Responding to climate change should not be isolated to a small subset of the population progressive enough to act on this issue. Every American who denounces corporations for disproportionately high executive salaries and tax evasion should too admonish the oil and coal companies for exploiting the earth and waging a war against the global poor, threatening not just their livelihoods, but also their cultures, backgrounds and the very land underneath their homes. Intent on maintaining our privilege, American polluters are the 1 percent unabashedly continuing unsustainable lifestyles while the other 99 pleads for help.

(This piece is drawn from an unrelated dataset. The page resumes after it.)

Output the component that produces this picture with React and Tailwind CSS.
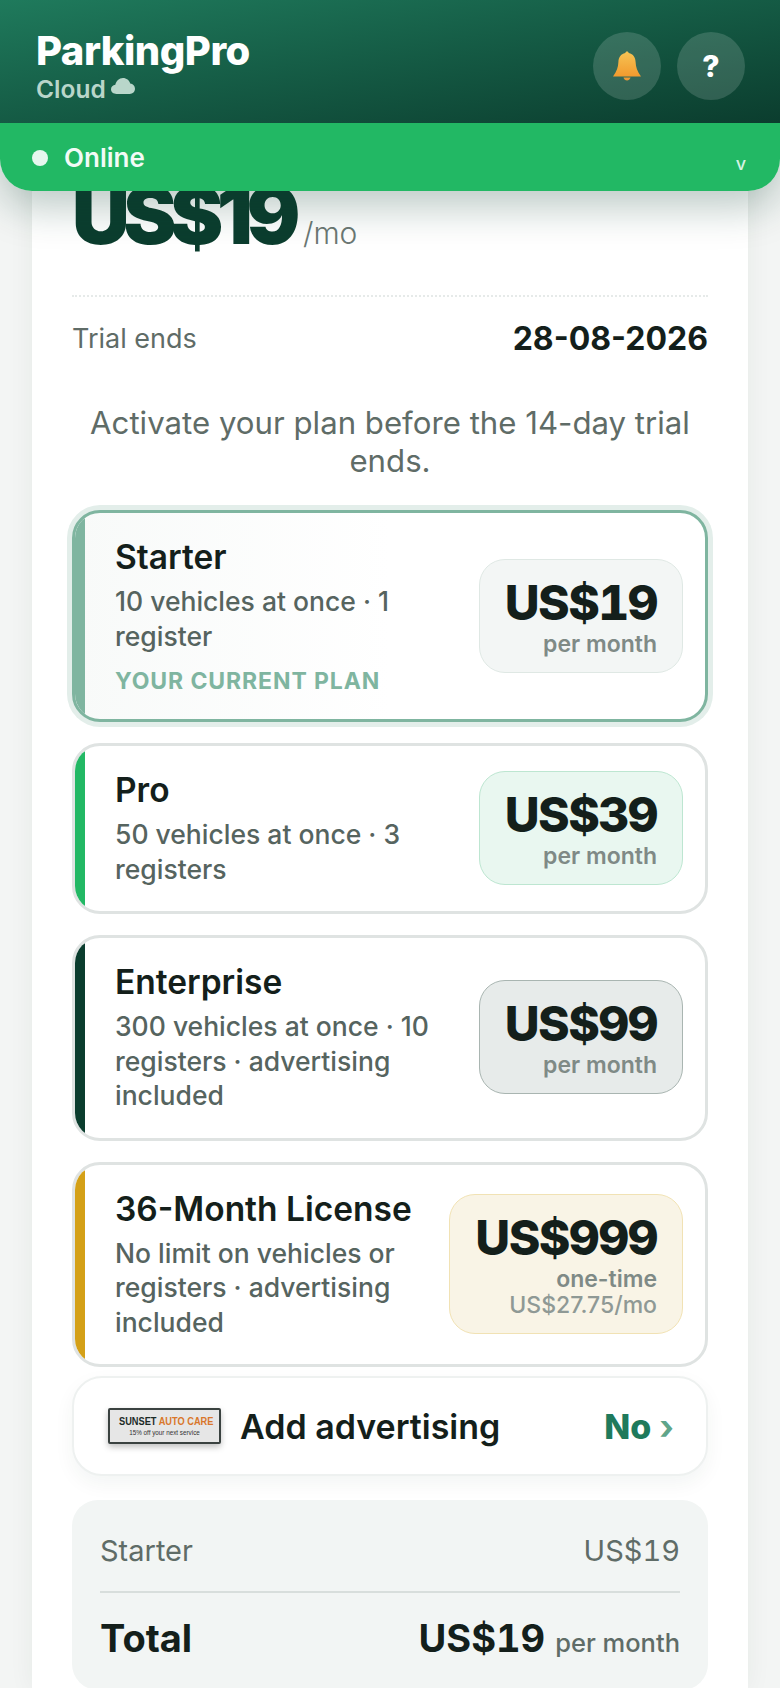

To truly re-route our current trajectory, we must embody sustainability not just as one way of life, but as the only way of life, applicable to all environmental issues. Occidental and its student body, as a source of intelligent thought and emerging leaders, cannot continue its bourgeois “business-as-usual” policy on campus-wide sustainability. In a year centered on this theme, it is time Occidental finally takes a leading role in the community. This starts with its students.

We must enact the changes we wish to see, reducing our use, reusing our material waste and recycling the rest. It is shameful that a college and a student body that claims to pride itself on progressive thought and enlightened ideals continues to perpetuate the division between the wealthy and the disadvantaged through the misuse of resources, especially water. Our green lawns stand as a beacon to all visitors, declaring that we are hypocritical and ignorant of one of the most severe environmental crises Los Angeles and the Southwestern United States has ever seen.

Let us start our substantive overhaul by browning the lawns and planting drought-tolerant landscaping and continue by reducing food waste, weaning ourselves off plastic containers and walking, not driving, to York Boulevard. Though they are unique and effective, it is time we stop using our solar panels and the new water-catching front entrance as excuses for avoiding sustainable practices in other areas on campus.

Climate change is not a belief, it is not a doctrine and it is certainly not an isolated issue.

“This is not simply a danger to be avoided; this is an opportunity to be seized,” Obama said in an address to the GLACIER Conference. “But we have to keep going.”

The way we as students, as a college and as a country approach this challenge reflects our compassion for humanity both locally and globally. It speaks not only to who we are as individuals, but also to our values as a community, and our behavior going forward will determine whether we recognize the impact of our actions, are ignorant of their effects or — worst of all — that we simply do not care.